- Data to process -

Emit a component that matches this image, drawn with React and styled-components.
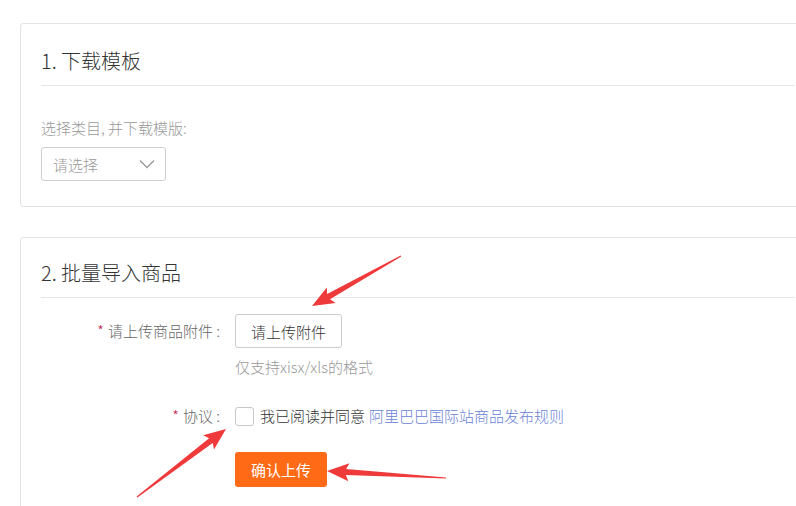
import React from 'react';
import styled, {createGlobalStyle} from 'styled-components';

const GlobalStyle = createGlobalStyle`
  html, body {
    margin: 0;
    padding: 0;
    background: #fff;
  }
  body {
    font-family: "Noto Sans CJK SC", "Noto Sans", sans-serif;
    font-weight: 300;
    color: #333;
  }
`;

const Page = styled.div`
  position: relative;
  width: 796px;
  height: 506px;
  overflow: hidden;
  padding: 23px 0 0 20px;
  box-sizing: border-box;
  display: flex;
  flex-direction: column;
  gap: 30px;
`;

const Card = styled.section`
  border: 1px solid #e3e3e3;
  border-radius: 3px;
  margin-right: -20px;
  padding: 0 20px ${p => p.$bottom || 25}px;
  background: #fff;
  flex-shrink: 0;
`;

const CardHeader = styled.div`
  height: ${p => p.$h || 49}px;
  padding-top: ${p => p.$pt || 12}px;
  border-bottom: 1px solid #e6e6e6;
  display: flex;
  align-items: center;
  font-size: 20px;
  line-height: 26px;
  color: #333;
`;

const Hint = styled.div`
  font-size: 15px;
  line-height: 20px;
  color: #999;
  margin-top: ${p => p.$top || 0}px;
`;

const Select = styled.div`
  width: 125px;
  height: 34px;
  margin-top: 9px;
  box-sizing: border-box;
  border: 1px solid #d0d0d0;
  border-radius: 3px;
  padding: 0 10px 0 11px;
  display: flex;
  align-items: center;
  justify-content: space-between;
  font-size: 15px;
  color: #999;
`;

const FormRow = styled.div`
  display: grid;
  grid-template-columns: 179px auto;
  column-gap: 15px;
  align-items: center;
  margin-top: ${p => p.$top || 0}px;
`;

const Label = styled.div`
  text-align: right;
  font-size: 15px;
  line-height: 20px;
  color: #666;
  white-space: pre;
`;

const Star = styled.span`
  color: #c7254e;
  margin-right: 4px;
`;

const Control = styled.div`
  display: flex;
  align-items: center;
`;

const GhostButton = styled.button`
  height: 34px;
  width: 107px;
  border: 1px solid #ccc;
  border-radius: 3px;
  background: #fff;
  font-family: inherit;
  font-weight: inherit;
  font-size: 15px;
  color: #333;
  padding: 0;
`;

const Checkbox = styled.span`
  width: 19px;
  height: 19px;
  box-sizing: border-box;
  border: 1px solid #c8c8c8;
  border-radius: 3px;
  background: #fff;
  margin-right: 6px;
`;

const AgreeText = styled.span`
  font-size: 15px;
  line-height: 20px;
  color: #333;
`;

const Link = styled.a`
  color: #6a7fd6;
  text-decoration: none;
  margin-left: 4px;
`;

const PrimaryButton = styled.button`
  width: 92px;
  height: 35px;
  border: none;
  border-radius: 3px;
  background: #ff6a17;
  color: #fff;
  font-family: inherit;
  font-weight: 400;
  font-size: 15px;
  padding: 0;
`;

const Annotations = styled.svg`
  position: absolute;
  left: 0;
  top: 0;
  pointer-events: none;
`;

function arrowPoints([tx, ty], [hx, hy], headLen = 19, headHalf = 9, neckHalf = 3, tailHalf = 0.6) {
  const len = Math.hypot(hx - tx, hy - ty);
  const dx = (hx - tx) / len;
  const dy = (hy - ty) / len;
  const nx = -dy;
  const ny = dx;
  const neck = [hx - dx * headLen, hy - dy * headLen];
  const wing = [hx - dx * (headLen + 3), hy - dy * (headLen + 3)];
  const pts = [
    [tx + nx * tailHalf, ty + ny * tailHalf],
    [neck[0] + nx * neckHalf, neck[1] + ny * neckHalf],
    [wing[0] + nx * headHalf, wing[1] + ny * headHalf],
    [hx, hy],
    [wing[0] - nx * headHalf, wing[1] - ny * headHalf],
    [neck[0] - nx * neckHalf, neck[1] - ny * neckHalf],
    [tx - nx * tailHalf, ty - ny * tailHalf],
  ];
  return pts.map(p => p.map(v => v.toFixed(1)).join(',')).join(' ');
}

const arrows = [
  {tail: [401, 256], tip: [312, 306]},
  {tail: [137, 497], tip: [226, 429]},
  {tail: [446, 478], tip: [327, 471]},
];

export default function App() {
  return (
    <>
      <GlobalStyle />
      <Page>
        <Card>
          <CardHeader>1. 下载模板</CardHeader>
          <Hint $top={32}>选择类目, 并下载模版:</Hint>
          <Select>
            <span>请选择</span>
            <svg width="16" height="10" viewBox="0 0 16 10">
              <polyline points="1,1.5 8,8.5 15,1.5" fill="none" stroke="#999" strokeWidth="1.3" />
            </svg>
          </Select>
        </Card>

        <Card $bottom={40}>
          <CardHeader $h={49} $pt={10}>2. 批量导入商品</CardHeader>
          <FormRow $top={16}>
            <Label><Star>*</Star>请上传商品附件 :</Label>
            <Control>
              <GhostButton>请上传附件</GhostButton>
            </Control>
          </FormRow>
          <FormRow>
            <span />
            <Hint $top={9}>仅支持xisx/xls的格式</Hint>
          </FormRow>
          <FormRow $top={29}>
            <Label><Star>*</Star>协议 :</Label>
            <Control>
              <Checkbox />
              <AgreeText>
                我已阅读并同意
                <Link href="#">阿里巴巴国际站商品发布规则</Link>
              </AgreeText>
            </Control>
          </FormRow>
          <FormRow $top={26}>
            <span />
            <Control>
              <PrimaryButton>确认上传</PrimaryButton>
            </Control>
          </FormRow>
        </Card>

        <Annotations width="796" height="506" viewBox="0 0 796 506">
          {arrows.map((a, i) => (
            <polygon key={i} points={arrowPoints(a.tail, a.tip)} fill="#ef3a3c" />
          ))}
        </Annotations>
      </Page>
    </>
  );
}
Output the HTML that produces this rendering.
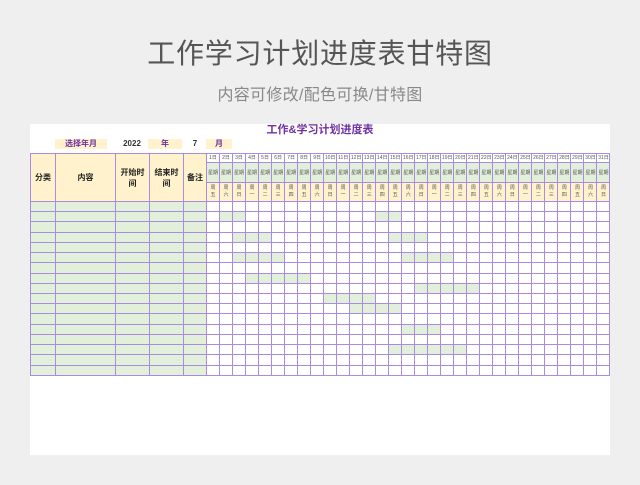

- What you should do -
Copy out the records above in full, exactly as written, but not the pictures.

- Finished answer -
Emit a component that matches this image, drawn with React and styled-components.
import React from 'react';
import styled, {createGlobalStyle} from 'styled-components';

const GlobalStyle = createGlobalStyle`
  html, body {
    margin: 0;
    padding: 0;
    background: #fff;
  }
  body {
    font-family: "Noto Sans CJK SC", "Noto Sans", sans-serif;
    font-weight: 300;
    color: #333;
  }
`;

const Page = styled.div`
  position: relative;
  width: 796px;
  height: 506px;
  overflow: hidden;
  padding: 23px 0 0 20px;
  box-sizing: border-box;
  display: flex;
  flex-direction: column;
  gap: 30px;
`;

const Card = styled.section`
  border: 1px solid #e3e3e3;
  border-radius: 3px;
  margin-right: -20px;
  padding: 0 20px ${p => p.$bottom || 25}px;
  background: #fff;
  flex-shrink: 0;
`;

const CardHeader = styled.div`
  height: ${p => p.$h || 49}px;
  padding-top: ${p => p.$pt || 12}px;
  border-bottom: 1px solid #e6e6e6;
  display: flex;
  align-items: center;
  font-size: 20px;
  line-height: 26px;
  color: #333;
`;

const Hint = styled.div`
  font-size: 15px;
  line-height: 20px;
  color: #999;
  margin-top: ${p => p.$top || 0}px;
`;

const Select = styled.div`
  width: 125px;
  height: 34px;
  margin-top: 9px;
  box-sizing: border-box;
  border: 1px solid #d0d0d0;
  border-radius: 3px;
  padding: 0 10px 0 11px;
  display: flex;
  align-items: center;
  justify-content: space-between;
  font-size: 15px;
  color: #999;
`;

const FormRow = styled.div`
  display: grid;
  grid-template-columns: 179px auto;
  column-gap: 15px;
  align-items: center;
  margin-top: ${p => p.$top || 0}px;
`;

const Label = styled.div`
  text-align: right;
  font-size: 15px;
  line-height: 20px;
  color: #666;
  white-space: pre;
`;

const Star = styled.span`
  color: #c7254e;
  margin-right: 4px;
`;

const Control = styled.div`
  display: flex;
  align-items: center;
`;

const GhostButton = styled.button`
  height: 34px;
  width: 107px;
  border: 1px solid #ccc;
  border-radius: 3px;
  background: #fff;
  font-family: inherit;
  font-weight: inherit;
  font-size: 15px;
  color: #333;
  padding: 0;
`;

const Checkbox = styled.span`
  width: 19px;
  height: 19px;
  box-sizing: border-box;
  border: 1px solid #c8c8c8;
  border-radius: 3px;
  background: #fff;
  margin-right: 6px;
`;

const AgreeText = styled.span`
  font-size: 15px;
  line-height: 20px;
  color: #333;
`;

const Link = styled.a`
  color: #6a7fd6;
  text-decoration: none;
  margin-left: 4px;
`;

const PrimaryButton = styled.button`
  width: 92px;
  height: 35px;
  border: none;
  border-radius: 3px;
  background: #ff6a17;
  color: #fff;
  font-family: inherit;
  font-weight: 400;
  font-size: 15px;
  padding: 0;
`;

const Annotations = styled.svg`
  position: absolute;
  left: 0;
  top: 0;
  pointer-events: none;
`;

function arrowPoints([tx, ty], [hx, hy], headLen = 19, headHalf = 9, neckHalf = 3, tailHalf = 0.6) {
  const len = Math.hypot(hx - tx, hy - ty);
  const dx = (hx - tx) / len;
  const dy = (hy - ty) / len;
  const nx = -dy;
  const ny = dx;
  const neck = [hx - dx * headLen, hy - dy * headLen];
  const wing = [hx - dx * (headLen + 3), hy - dy * (headLen + 3)];
  const pts = [
    [tx + nx * tailHalf, ty + ny * tailHalf],
    [neck[0] + nx * neckHalf, neck[1] + ny * neckHalf],
    [wing[0] + nx * headHalf, wing[1] + ny * headHalf],
    [hx, hy],
    [wing[0] - nx * headHalf, wing[1] - ny * headHalf],
    [neck[0] - nx * neckHalf, neck[1] - ny * neckHalf],
    [tx - nx * tailHalf, ty - ny * tailHalf],
  ];
  return pts.map(p => p.map(v => v.toFixed(1)).join(',')).join(' ');
}

const arrows = [
  {tail: [401, 256], tip: [312, 306]},
  {tail: [137, 497], tip: [226, 429]},
  {tail: [446, 478], tip: [327, 471]},
];

export default function App() {
  return (
    <>
      <GlobalStyle />
      <Page>
        <Card>
          <CardHeader>1. 下载模板</CardHeader>
          <Hint $top={32}>选择类目, 并下载模版:</Hint>
          <Select>
            <span>请选择</span>
            <svg width="16" height="10" viewBox="0 0 16 10">
              <polyline points="1,1.5 8,8.5 15,1.5" fill="none" stroke="#999" strokeWidth="1.3" />
            </svg>
          </Select>
        </Card>

        <Card $bottom={40}>
          <CardHeader $h={49} $pt={10}>2. 批量导入商品</CardHeader>
          <FormRow $top={16}>
            <Label><Star>*</Star>请上传商品附件 :</Label>
            <Control>
              <GhostButton>请上传附件</GhostButton>
            </Control>
          </FormRow>
          <FormRow>
            <span />
            <Hint $top={9}>仅支持xisx/xls的格式</Hint>
          </FormRow>
          <FormRow $top={29}>
            <Label><Star>*</Star>协议 :</Label>
            <Control>
              <Checkbox />
              <AgreeText>
                我已阅读并同意
                <Link href="#">阿里巴巴国际站商品发布规则</Link>
              </AgreeText>
            </Control>
          </FormRow>
          <FormRow $top={26}>
            <span />
            <Control>
              <PrimaryButton>确认上传</PrimaryButton>
            </Control>
          </FormRow>
        </Card>

        <Annotations width="796" height="506" viewBox="0 0 796 506">
          {arrows.map((a, i) => (
            <polygon key={i} points={arrowPoints(a.tail, a.tip)} fill="#ef3a3c" />
          ))}
        </Annotations>
      </Page>
    </>
  );
}
Output the HTML that produces this rendering.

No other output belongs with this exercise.